Le gouvernement nigérien a confirmé dans un communiqué diffusé dimanche 12 janvier au soir, la mort, vendredi, de 89 soldats dans l’attaque terroriste perpétrée contre le camp militaire avancé de Chinagoder, non loin de la frontière avec le Mali et décidé d’un deuil national de soixante-douze heures. Arrivé le premier à Pau, dimanche, le Président Ibrahim Boubacar Keita (IBK), à l’instar de son homologue nigérien, est venu expliquer le pourquoi du désamour des Maliens à l’égard de la France, dont le Président Hollande avait pourtant été accueilli en libérateur en janvier 2013, au moment du déploiement du dispositif Serval.

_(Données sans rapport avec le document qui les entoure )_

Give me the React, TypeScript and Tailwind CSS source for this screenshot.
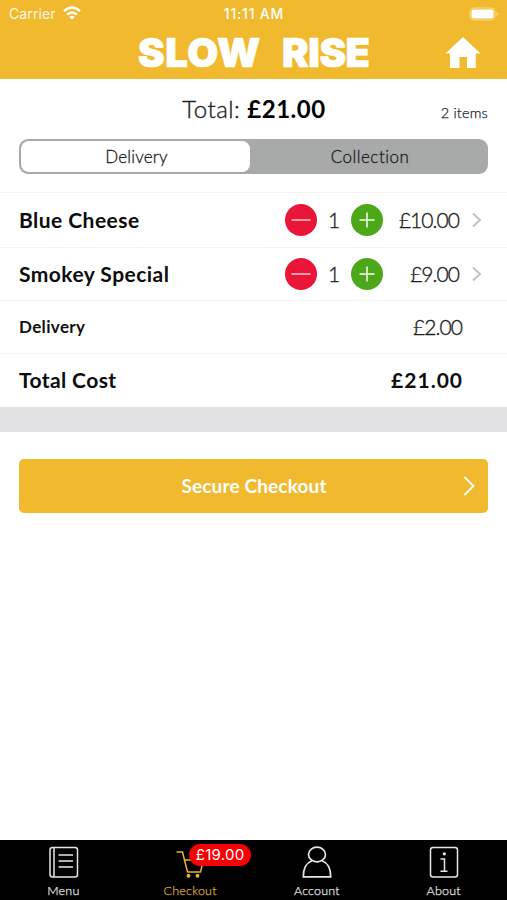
import React from "react";

function Minus() {
  return (
    <button className="flex size-8 items-center justify-center rounded-full bg-[#ea1537]">
      <svg width="32" height="32" viewBox="0 0 32 32" stroke="#fff" strokeOpacity=".9" strokeWidth="1.3">
        <path d="M6.5 16h19" />
      </svg>
    </button>
  );
}

function Plus() {
  return (
    <button className="flex size-8 items-center justify-center rounded-full bg-[#4da819]">
      <svg width="32" height="32" viewBox="0 0 32 32" stroke="#fff" strokeOpacity=".95" strokeWidth="1.5">
        <path d="M8.5 16h15M16 8.5v15" />
      </svg>
    </button>
  );
}

function ItemRow({ name, price, height }: { name: string; price: string; height: string }) {
  return (
    <div className={`flex items-center border-t border-[#f3f3f3] pl-[19px] pr-[24px] ${height}`}>
      <span className="flex-1 text-[21px] font-bold tracking-[0.45px] text-[#0c0c0c]">{name}</span>
      <Minus />
      <span className="w-[34px] text-center text-[21px] font-light text-[#1c1c1c] [-webkit-text-stroke:0.35px]">1</span>
      <Plus />
      <span className="w-[76px] text-right text-[21px] font-light tracking-[-0.95px] text-[#1c1c1c] [-webkit-text-stroke:0.35px]">{price}</span>
      <svg className="ml-[12px]" width="12" height="16" viewBox="0 0 12 16" fill="none" stroke="#c2c2c2" strokeWidth="2">
        <path d="M2 1.5L9 8l-7 6.500" />
      </svg>
    </div>
  );
}

function Tab({ label, color, children }: { label: string; color: string; children: React.ReactNode }) {
  return (
    <div className={`flex flex-1 flex-col items-center pt-[6px] ${color}`}>
      <div className="h-8 w-8">{children}</div>
      <span className="mt-[4px] text-[12.500px] leading-[18px] font-light tracking-[0.2px] [-webkit-text-stroke:0.25px]">{label}</span>
    </div>
  );
}

export default function App() {
  return (
    <div className="flex h-[900px] w-[507px] flex-col overflow-hidden bg-white font-['Lato',sans-serif] text-[#2b2b2b]">
      <header className="h-[79px] bg-[#f1ba2e] text-white">
        <div className="grid h-[27px] grid-cols-3 items-center pr-[8px] pl-[9px] font-['Inter',sans-serif] text-[14px]">
          <div className="flex items-center gap-[7px] text-[#fff8e6]">
            <span className="tracking-[0.1px]">Carrier</span>
            <svg className="mb-px" width="18" height="14" viewBox="0 0 18 14" fill="none" stroke="#fff" strokeWidth="2.4">
              <path d="M1 5.200Q9 -2 17 5.200M4 8.600Q9 4.200 14 8.600" />
              <path d="M6.200 10.800Q9 8.800 11.800 10.800L9 13.700Z" fill="#fff" stroke="none" />
            </svg>
          </div>
          <span className="text-center text-[14px] font-medium tracking-[0.8px]">11:11 AM</span>
          <svg className="ml-auto" width="31" height="14" viewBox="0 0 31 14">
            <rect x="2" y="1" width="25" height="12" rx="4" fill="none" stroke="#f8dc95" />
            <rect x="3.500" y="2.500" width="22" height="9" rx="2" fill="#fff" />
            <path d="M28.500 5v4q1.500-.8 1.500-2t-1.500-2" fill="#f8dc95" />
          </svg>
        </div>
        <div className="flex h-[51px] items-center pl-[138px] pr-[26px]">
          <h1 className="flex gap-[21px] font-['Inter',sans-serif] text-[40px] leading-[50px] font-black [-webkit-text-stroke:0.7px_white]">
            <span className="tracking-[0.600px]">SLOW</span>
            <span className="tracking-[-0.500px]">RISE</span>
          </h1>
          <svg className="ml-auto" width="36" height="32" viewBox="0 0 36 32" fill="#fff">
            <path d="M18 0L35.500 16.500h-4.700v14.500H22V20h-7.500v11H5V16.500H.5Z" />
          </svg>
        </div>
      </header>

      <section className="h-[113px] px-[19px]">
        <div className="grid h-[60px] grid-cols-[1fr_auto_1fr] items-center">
          <span />
          <p className="pl-px text-[24px] font-light tracking-[0.500px] text-[#1c1c1c] [-webkit-text-stroke:0.35px]">
            Total: <b className="font-bold text-black [-webkit-text-stroke:0px]">£21.00</b>
          </p>
          <span className="pt-[7px] text-right text-[14.500px] font-light tracking-[0.2px] text-[#1c1c1c] [-webkit-text-stroke:0.25px]">2 items</span>
        </div>
        <div className="flex h-[35px] rounded-[9px] bg-[#a8a9a9] p-[2px] text-[17px] font-light text-[#1c1c1c] [-webkit-text-stroke:0.3px]">
          <div className="flex w-[229px] items-center justify-center rounded-[8px] bg-white pl-[2px] tracking-[0.2px]">Delivery</div>
          <div className="flex flex-1 items-center justify-center pl-[4px] tracking-[0.5px]">Collection</div>
        </div>
      </section>

      <ItemRow name="Blue Cheese" price="£10.00" height="h-[55px]" />
      <ItemRow name="Smokey Special" price="£9.00" height="h-[53px]" />
      <div className="flex h-[53px] items-center justify-between border-t border-[#f3f3f3] pl-[19px] pr-[45px]">
        <span className="text-[17px] font-bold tracking-[0.35px] text-[#111]">Delivery</span>
        <span className="text-[21px] font-light tracking-[-0.9px] text-[#1c1c1c] [-webkit-text-stroke:0.35px]">£2.00</span>
      </div>
      <div className="flex h-[54px] items-center justify-between border-t border-[#f3f3f3] pb-px pl-[19px] pr-[45px] text-[21px] font-bold text-[#0c0c0c]">
        <span className="tracking-[0.4px]">Total Cost</span>
        <span className="-mr-px tracking-[1px]">£21.00</span>
      </div>
      <div className="h-[25px] bg-[#e2e2e4]" />

      <main className="flex-1 px-[19px] pt-[27px]">
        <button className="grid h-[54px] w-full grid-cols-[1fr_auto_1fr] items-center rounded-[5px] bg-[#f1ba2e] pr-[13px] pl-[14px] text-white">
          <span />
          <span className="text-[19px] font-bold tracking-[0.15px]">Secure Checkout</span>
          <svg className="ml-auto" width="12" height="20" viewBox="0 0 12 20" fill="none" stroke="#fff" strokeWidth="1.8">
            <path d="M1.500 1L10.500 10l-9 9" />
          </svg>
        </button>
      </main>

      <nav className="flex h-[60px] bg-black">
        <Tab label="Menu" color="text-[#e6e6e6]">
          <svg className="translate-x-px" width="32" height="32" viewBox="0 0 32 32" fill="none" stroke="currentColor" strokeWidth="1.500">
            <rect x="2" y="1.500" width="27.500" height="29.500" rx="2.500" />
            <path d="M6 1.500v29.500M10.500 9h14.500M10.500 15h14.500M10.500 21h14.500" />
          </svg>
        </Tab>
        <Tab label="Checkout" color="text-[#dba92f]">
          <div className="relative">
            <svg width="32" height="32" viewBox="0 0 32 32" fill="none" stroke="#e9b32e" strokeWidth="1.500">
              <path d="M2.500 6h6l5 20h13l3-12H10.500" />
              <circle cx="14.500" cy="29.800" r="1.200" fill="#e9b32e" />
              <circle cx="23.500" cy="29.800" r="1.200" fill="#e9b32e" />
            </svg>
            <span className="absolute top-[-2px] left-[15px] flex h-[22px] w-[62px] items-center justify-center rounded-full bg-[#f90006] font-['Inter',sans-serif] text-[15px] tracking-[0.3px] text-white">
              £19.00
            </span>
          </div>
        </Tab>
        <Tab label="Account" color="text-[#e6e6e6]">
          <svg width="32" height="32" viewBox="0 0 32 32" fill="none" stroke="currentColor" strokeWidth="1.700">
            <ellipse cx="16" cy="8.500" rx="8.500" ry="7.300" />
            <path d="M11 14.800C5 17 2.300 22 2.300 30.800h27.400C29.700 22 27 17 21 14.800" />
          </svg>
        </Tab>
        <Tab label="About" color="text-[#e6e6e6]">
          <svg width="32" height="32" viewBox="0 0 32 32" fill="none" stroke="currentColor" strokeWidth="1.500">
            <rect x="2.500" y="1.500" width="27" height="29.500" rx="2.500" />
            <path d="M12.500 13h4v12.200M12.500 25.300h7" />
            <circle cx="16.300" cy="7.800" r=".9" fill="currentColor" />
          </svg>
        </Tab>
      </nav>
    </div>
  );
}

Moussa Mara n’en démord pas. Non seulement, rappelle-t-il dans une chronique publiée ce jour, qu’il est indispensable de remonter le moral des troupes maliennes, mais il exhorte la classe politique malienne, la société civile, les citoyens et les forces vives «à s’inscrire dans le soutien tous azimuts et sans concession à nos troupes.» Une vieille revendication de son parti, Yelema, dont il a fait son cheval de bataille.
«Les faiblesses sont connues de la hiérarchie et des décideurs publics. Il faut laisser à ceux-ci la mission de conduire les reformes permettant de corriger les faiblesses de nos Forces Armées Maliennes (FAMA). Nous devons mettre désormais en avant toute situation permettant de soutenir le moral de nos troupes et faire d’eux nos héros», écrit-il dans cette chronique.
Alors que l’indice de pauvreté multidimensionnelle utilisé par le PNUD (Programme des Nations unies pour le développement) montre par exemple au Mali une baisse de 10% de l’indice de pauvreté entre 2007 et 2017, le nombre de laissés-pour-compte a augmenté dans le même temps de 10%, du fait de la croissance numérique globale de la population. «Ce qui compte, ce sont les femmes et les hommes et pas les pourcentages,», clame Moussa Mara.
En matière de lutte contre le terrorisme, si le passage par une croissance qui soit la plus inclusive possible n’est pas le plus court chemin, au vu de la dégradation constante de la sécurité au Sahel, ce pourrait en revanche être le plus efficace.